Tomson Hutasoit menyoroti pentingnya ritual adat sebagai bukti keberadaan Masyarakat Adat. “Sekolah adat, seperti di Sihaporas, Lontung, dan Sigala-gala, menjadi benteng untuk melestarikan tradisi dan menjaga ekosistem,” ujarnya. Ia juga memuji keberanian generasi muda yang mulai terlibat aktif dalam mempertahankan peradaban leluhur.
Juni Aritonang menyoroti lambannya pengesahan Undang-Undang Pengakuan dan Perlindungan Masyarakat Adat. “Setelah 14 tahun mandek di DPR RI, Masyarakat Adat terus menjadi korban kriminalisasi,” ujar Juni. Ia mencontohkan kasus Dolok Parmonangan dan Sihaporas, di mana Masyarakat Adat dipaksa bersalah di hadapan hukum.
Di sela-sela kegiatan, penyelenggara memberikan apresiasi kepada pejuang Masyarakat Adat. Sorbatua Siallagan, salah satu tokoh yang pernah mengalami kriminalisasi dalam memperjuangkan tanah adatnya, menerima simbol penghormatan berupa ulos. Penyerahan ulos ini menjadi bentuk penghargaan atas dedikasi dan perjuangannya menjaga hak dan identitas Masyarakat Adat di Tano Batak.
Sorbatua Siallagan, yang sempat dikriminalisasi, menyatakan bahwa tanah adat mereka adalah warisan leluhur yang telah dikelola turun-temurun. “Namun, kebijakan negara dan perusahaan yang baru hadir mengklaim tanah kami secara sepihak,” katanya. Ia menegaskan bahwa keadilan bagi Masyarakat Adat hanya dapat tercapai jika hak atas tanah adat diakui secara utuh.

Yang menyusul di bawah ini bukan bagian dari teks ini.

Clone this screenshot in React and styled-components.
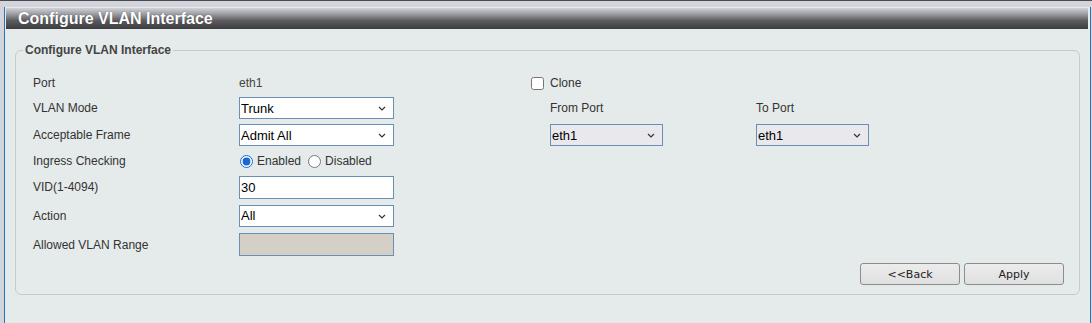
import React from 'react';
import styled, { createGlobalStyle } from 'styled-components';

const GlobalStyle = createGlobalStyle`
  html, body {
    margin: 0;
    padding: 0;
    background: #cfd0d8;
  }
  body {
    font-family: "Liberation Sans", Arial, sans-serif;
  }
`;

const Page = styled.div`
  box-sizing: border-box;
  height: 323px;
  border-top: 1px solid #4b4b4f;
  padding: 6px 1px 0 4px;
  background: #d3d4dc;
`;

const Frame = styled.div`
  box-sizing: border-box;
  height: 100%;
  border-left: 1px solid #2474b8;
  border-right: 1px solid #2474b8;
  background: #e5eaea;
  padding: 1px 2px 0 1px;
`;

const TitleBar = styled.div`
  height: 21px;
  padding-left: 12px;
  display: flex;
  align-items: center;
  background: linear-gradient(#d2d2da 0%, #9a9aa0 30%, #5c5c60 60%, #3d3d3f 100%);
  color: #fff;
  font-size: 16px;
  font-weight: bold;
  text-shadow: 0 0 1px rgba(0, 0, 0, 0.5);
`;

const Fieldset = styled.fieldset`
  margin: 14px 8px 0 9px;
  padding: 14px 15px 9px 17px;
  border: 1px solid #c6cacb;
  border-radius: 6px;
`;

const Legend = styled.legend`
  margin-left: -10px;
  padding: 0 2px;
  font-size: 12px;
  line-height: 14px;
  font-weight: bold;
  color: #444;
`;

const FormGrid = styled.div`
  display: grid;
  grid-template-columns: 206px 292px 225px 1fr;
  grid-template-rows: 24px 26px 28px 24px 28px 29px 29px;
  align-items: center;
`;

const Label = styled.div`
  font-size: 12px;
  color: #333;
  padding-left: ${p => (p.$indent ? '19px' : '0')};
`;

const Value = styled.div`
  font-size: 12px;
  color: #444;
`;

const SelectWrap = styled.div`
  position: relative;
  width: ${p => p.$width}px;
  height: 22px;
  margin-left: ${p => (p.$indent ? '19px' : '0')};
`;

const Select = styled.select`
  appearance: none;
  box-sizing: border-box;
  width: 100%;
  height: 100%;
  margin: 0;
  padding: 0 0 0 1px;
  border: 1px solid #6a8eb4;
  border-radius: 0;
  background: ${p => (p.$muted ? '#e9e9ed' : '#fff')};
  font-family: "Liberation Sans", Arial, sans-serif;
  font-size: 13px;
  color: #000;
  outline: none;
`;

const Chevron = styled.svg`
  position: absolute;
  right: 8px;
  top: 9px;
  pointer-events: none;
`;

const TextInput = styled.input`
  box-sizing: border-box;
  width: 155px;
  height: 23px;
  margin: 0;
  padding: 0 0 0 1px;
  border: 1px solid #6a8eb4;
  background: ${p => (p.disabled ? '#d4d0c8' : '#fff')};
  font-family: "Liberation Sans", Arial, sans-serif;
  font-size: 13px;
  color: #000;
  outline: none;
`;

const RadioGroup = styled.div`
  display: flex;
  align-items: center;
  font-size: 12px;
  color: #333;
`;

const RadioLabel = styled.label`
  display: flex;
  align-items: center;
  margin-right: 6px;
`;

const Radio = styled.input`
  width: 13px;
  height: 13px;
  margin: 0 4px 0 1px;
  accent-color: #1967d2;
`;

const CheckRow = styled.label`
  display: flex;
  align-items: center;
  font-size: 12px;
  color: #333;
`;

const Check = styled.input`
  width: 13px;
  height: 13px;
  margin: 0 6px 0 0;
`;

const Actions = styled.div`
  display: flex;
  justify-content: flex-end;
  gap: 4px;
  margin-top: 4px;
`;

const Button = styled.button`
  width: 100px;
  height: 22px;
  padding: 0;
  border: 1px solid #8c8c8c;
  border-radius: 3px;
  background: linear-gradient(#ececec, #e0e0e0);
  font-family: "DejaVu Sans", Tahoma, sans-serif;
  font-size: 11px;
  color: #222;
`;

const Dropdown = ({ value, width = 155, muted, indent }) => (
  <SelectWrap $width={width} $indent={indent}>
    <Select $muted={muted} defaultValue={value}>
      <option>{value}</option>
    </Select>
    <Chevron width="8" height="5" viewBox="0 0 8 5">
      <path d="M1 1l3 3 3-3" fill="none" stroke="#333" strokeWidth="1.2" />
    </Chevron>
  </SelectWrap>
);

export default function App() {
  return (
    <>
      <GlobalStyle />
      <Page>
        <Frame>
          <TitleBar>Configure VLAN Interface</TitleBar>
          <Fieldset>
            <Legend>Configure VLAN Interface</Legend>
            <FormGrid>
              <Label>Port</Label>
              <Value>eth1</Value>
              <CheckRow>
                <Check type="checkbox" />
                Clone
              </CheckRow>
              <div />

              <Label>VLAN Mode</Label>
              <Dropdown value="Trunk" />
              <Label $indent>From Port</Label>
              <Label>To Port</Label>

              <Label>Acceptable Frame</Label>
              <Dropdown value="Admit All" />
              <Dropdown value="eth1" width={113} muted indent />
              <Dropdown value="eth1" width={113} muted />

              <Label>Ingress Checking</Label>
              <RadioGroup>
                <RadioLabel>
                  <Radio type="radio" name="ingress" defaultChecked />
                  Enabled
                </RadioLabel>
                <RadioLabel>
                  <Radio type="radio" name="ingress" />
                  Disabled
                </RadioLabel>
              </RadioGroup>
              <div />
              <div />

              <Label>VID(1-4094)</Label>
              <TextInput defaultValue="30" />
              <div />
              <div />

              <Label>Action</Label>
              <Dropdown value="All" />
              <div />
              <div />

              <Label>Allowed VLAN Range</Label>
              <TextInput disabled />
              <div />
              <div />
            </FormGrid>
            <Actions>
              <Button>&lt;&lt;Back</Button>
              <Button>Apply</Button>
            </Actions>
          </Fieldset>
        </Frame>
      </Page>
    </>
  );
}
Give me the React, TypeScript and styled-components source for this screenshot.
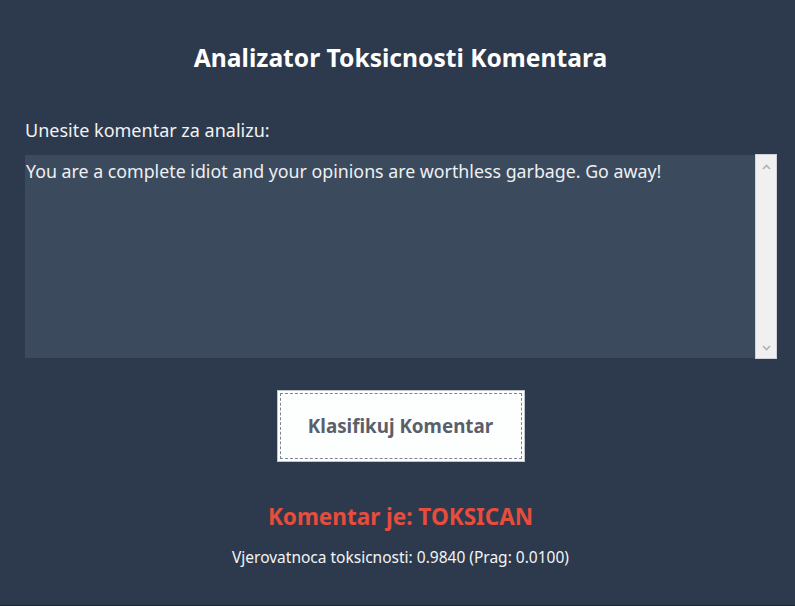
import React, { useState } from "react";
import styled, { createGlobalStyle } from "styled-components";

const GlobalStyle = createGlobalStyle`
  html, body {
    margin: 0;
    padding: 0;
    background: #2d3a4e;
  }
  #root {
    min-height: 100vh;
  }
`;

const Window = styled.div`
  width: 795px;
  height: 606px;
  box-sizing: border-box;
  background: #2d3a4e;
  font-family: "Noto Sans", "Open Sans", sans-serif;
  display: flex;
  flex-direction: column;
  border-bottom: 1px solid #1c2533;
  padding: 0 19px 0 25px;
  color: #ffffff;
`;

const Title = styled.h1`
  margin: 41px 0 0;
  font-size: 24.6px;
  font-weight: 700;
  line-height: 34px;
  text-align: center;
`;

const Label = styled.label`
  margin-top: 42px;
  font-size: 18px;
  line-height: 26px;
  color: #f2f2f2;
`;

const EditorRow = styled.div`
  margin: 12px -1px 0 0;
  height: 203px;
  display: flex;
`;

const CommentInput = styled.textarea`
  flex: 1;
  margin: 0;
  border: none;
  outline: none;
  resize: none;
  overflow: hidden;
  padding: 3px 1px;
  background: #3b4a5d;
  color: #eef0f2;
  font-family: "Noto Sans", "Open Sans", sans-serif;
  font-size: 17.8px;
  line-height: 26px;
`;

const ScrollTrack = styled.div`
  width: 22px;
  margin: -1px 0;
  box-sizing: border-box;
  background: #f0f0f0;
  border: 1px solid #cfd2d8;
  display: flex;
  flex-direction: column;
  justify-content: space-between;
  align-items: center;
  padding: 9px 0 7px;
`;

const Chevron = styled.svg`
  width: 9px;
  height: 6px;
  display: block;
`;

const ButtonRow = styled.div`
  margin-top: 32px;
  display: flex;
  justify-content: center;
`;

const ClassifyButton = styled.button`
  width: 248px;
  height: 72px;
  box-sizing: border-box;
  background: #fdfefe;
  border: 1px solid #c1c6ce;
  outline: 1px dashed #7d8591;
  outline-offset: -4px;
  font-family: "Noto Sans", "Open Sans", sans-serif;
  font-size: 18.8px;
  font-weight: 700;
  color: #59606c;
  cursor: pointer;
`;

const Verdict = styled.div<{ $toxic: boolean }>`
  margin-top: 40px;
  text-align: center;
  font-size: 22.5px;
  line-height: 30px;
  font-weight: 700;
  color: ${({ $toxic }) => ($toxic ? "#e74c3c" : "#2ecc71")};
`;

const Probability = styled.div`
  margin-top: 14px;
  text-align: center;
  font-size: 15.5px;
  line-height: 22px;
  color: #f4f4f4;
`;

const App: React.FC = () => {
  const [comment, setComment] = useState(
    "You are a complete idiot and your opinions are worthless garbage. Go away!"
  );
  const score = 0.984;
  const threshold = 0.01;
  const toxic = score >= threshold;

  return (
    <>
      <GlobalStyle />
      <Window>
        <Title>Analizator Toksicnosti Komentara</Title>
        <Label>Unesite komentar za analizu:</Label>
        <EditorRow>
          <CommentInput value={comment} onChange={(e) => setComment(e.target.value)} spellCheck={false} />
          <ScrollTrack>
            <Chevron viewBox="0 0 9 6">
              <path d="M1 5 L4.5 1.5 L8 5" fill="none" stroke="#b0b0b0" strokeWidth="1.6" />
            </Chevron>
            <Chevron viewBox="0 0 9 6">
              <path d="M1 1 L4.5 4.5 L8 1" fill="none" stroke="#b0b0b0" strokeWidth="1.6" />
            </Chevron>
          </ScrollTrack>
        </EditorRow>
        <ButtonRow>
          <ClassifyButton>Klasifikuj Komentar</ClassifyButton>
        </ButtonRow>
        <Verdict $toxic={toxic}>Komentar je: {toxic ? "TOKSICAN" : "NIJE TOKSICAN"}</Verdict>
        <Probability>
          Vjerovatnoca toksicnosti: {score.toFixed(4)} (Prag: {threshold.toFixed(4)})
        </Probability>
      </Window>
    </>
  );
};

export default App;
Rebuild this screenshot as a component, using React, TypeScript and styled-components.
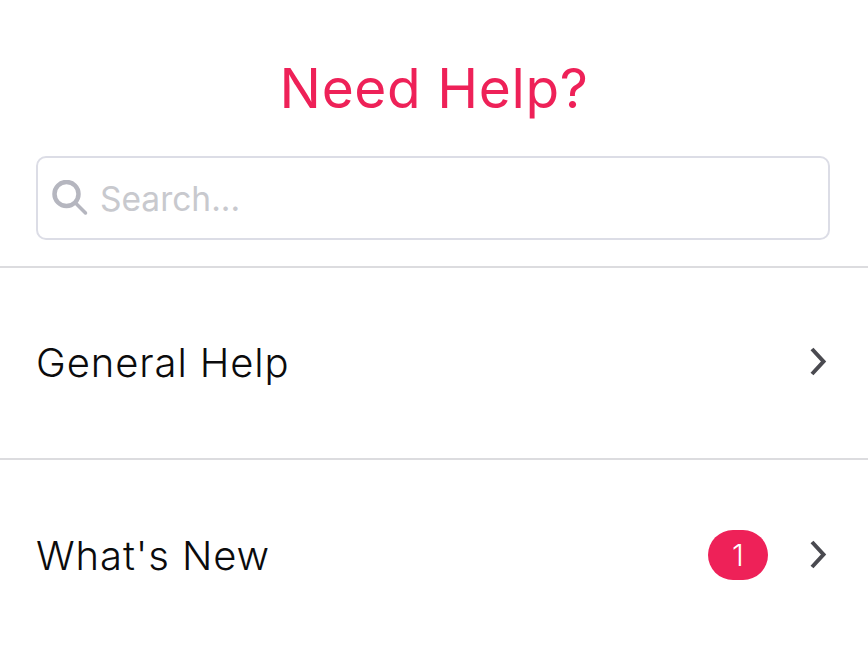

Judianto Simanjuntak dari PPMAN menyoroti dukungan solidaritas dari 321 lembaga dan individu yang menyurati pemerintah, menuntut pembebasan Sorbatua Siallagan. “Pelaporan atas tindakan sewenang-wenang terhadap Masyarakat Adat kini tengah berproses di Ombudsman RI,” ujarnya.
Acara ini juga dimeriahkan oleh penampilan seni dari komunitas adat, seperti Sekolah Adat, Sanggar Nabasa, Pondok Kreatif, dan Mitudo. Buku Catatan Akhir Tahun (Catahu) diluncurkan sebagai rekaman perjalanan dan perjuangan Masyarakat Adat sepanjang 2024, menjadi pengingat atas tantangan dan solidaritas yang terus tumbuh.
Acara ini diselenggarakan oleh AMAN Tano Batak bekerja sama dengan KSPPM, BAKUMSU, Aliansi Gerak Tutup TPL, dan komunitas seni lokal, sebagai bentuk refleksi sekaligus seruan untuk melestarikan budaya dan alam Tano Batak.